Hindu or Filipino workers in Saudi Arabia for example have
virtually no legal status or protection and can be readily
deported.
Pursuant to
Islamic law, non-Muslims, whether Dhimmis or otherwise, cannot
testify against Muslims. They may only testify against other
Dhimmis or other non-Muslims who are temporary visitors ("Musta'min").
The oaths of non-Muslims are not valid in Islamic courts.
According to the jurist Muraghi, the testimony of a Dhimmi is not
accepted because "God will not let the infidels (kafir) have an
upper hand over the believers." This of course means that a
non-Muslim who has been wronged by a Muslim better have friendly
Muslim witnesses since non-Muslim testimony will be barred. This
is easily remedied if the non-Muslim plaintiff is prepared to
convert to Islam, for then Islamic law recognizes his new-found
credibility at once.
Even more
confusing is the law covering killings. The Hanafi School of
Islamic law regards the killing of a non-Muslim by a Muslim, or
vice-versa, as equal crimes, carrying the same penalty. Other
schools are far more hostile and do not regard the killing of a
non-Muslim by a Muslim as real murder but rather only as
manslaughter invoking only the blood price penalty.

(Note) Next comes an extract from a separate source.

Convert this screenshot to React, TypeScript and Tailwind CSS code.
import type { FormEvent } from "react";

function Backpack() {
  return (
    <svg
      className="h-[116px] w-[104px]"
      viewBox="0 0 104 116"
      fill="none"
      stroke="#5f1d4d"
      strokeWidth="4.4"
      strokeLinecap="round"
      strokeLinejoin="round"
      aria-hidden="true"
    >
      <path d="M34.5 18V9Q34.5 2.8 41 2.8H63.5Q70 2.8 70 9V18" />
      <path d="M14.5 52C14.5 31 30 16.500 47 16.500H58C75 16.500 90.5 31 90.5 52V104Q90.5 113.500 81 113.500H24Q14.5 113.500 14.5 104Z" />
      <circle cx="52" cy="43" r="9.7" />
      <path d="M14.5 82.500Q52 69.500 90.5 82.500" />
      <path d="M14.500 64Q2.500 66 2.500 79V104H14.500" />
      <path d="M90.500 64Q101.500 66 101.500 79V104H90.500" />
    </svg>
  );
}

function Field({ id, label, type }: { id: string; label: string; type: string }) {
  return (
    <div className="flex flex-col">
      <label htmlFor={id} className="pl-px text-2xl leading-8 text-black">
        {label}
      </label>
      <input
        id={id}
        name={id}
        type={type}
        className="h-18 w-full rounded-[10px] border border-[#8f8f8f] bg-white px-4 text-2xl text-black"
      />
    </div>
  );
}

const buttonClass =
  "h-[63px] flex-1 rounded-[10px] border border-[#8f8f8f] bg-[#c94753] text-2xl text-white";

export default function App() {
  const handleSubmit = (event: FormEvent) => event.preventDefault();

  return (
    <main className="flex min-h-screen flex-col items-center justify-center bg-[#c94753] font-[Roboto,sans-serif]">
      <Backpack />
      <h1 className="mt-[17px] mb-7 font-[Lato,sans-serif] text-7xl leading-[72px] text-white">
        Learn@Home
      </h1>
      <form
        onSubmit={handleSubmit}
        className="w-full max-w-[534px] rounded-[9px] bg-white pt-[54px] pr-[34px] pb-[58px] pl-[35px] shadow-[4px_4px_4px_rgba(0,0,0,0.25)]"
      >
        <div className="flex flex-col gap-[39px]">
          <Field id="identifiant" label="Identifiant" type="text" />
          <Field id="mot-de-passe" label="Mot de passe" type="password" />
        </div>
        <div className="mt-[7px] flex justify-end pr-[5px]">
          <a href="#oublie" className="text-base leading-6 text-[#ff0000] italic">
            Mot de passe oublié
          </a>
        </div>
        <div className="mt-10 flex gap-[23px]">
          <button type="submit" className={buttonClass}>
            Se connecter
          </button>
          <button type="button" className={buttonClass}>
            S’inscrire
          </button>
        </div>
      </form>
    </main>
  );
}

In direct contrast to status-based
Islamic law, Western secular law is based upon a political
conception of justice whose foundation is the equal treatment
before the law regardless of race, class, gender and faith.
Moussaoui should have thanked his lucky stars that as he was a
Muslim facing trial in a secular country and not a non-Muslim
facing Islamic justice. His parting comments claiming he had won
and America had lost, clearly showed he had not learnt the
difference. Rather he now becomes another casualty of radical
Islam, a loss, that the imams who radicalized him and sent him to
kill others should be held responsible for.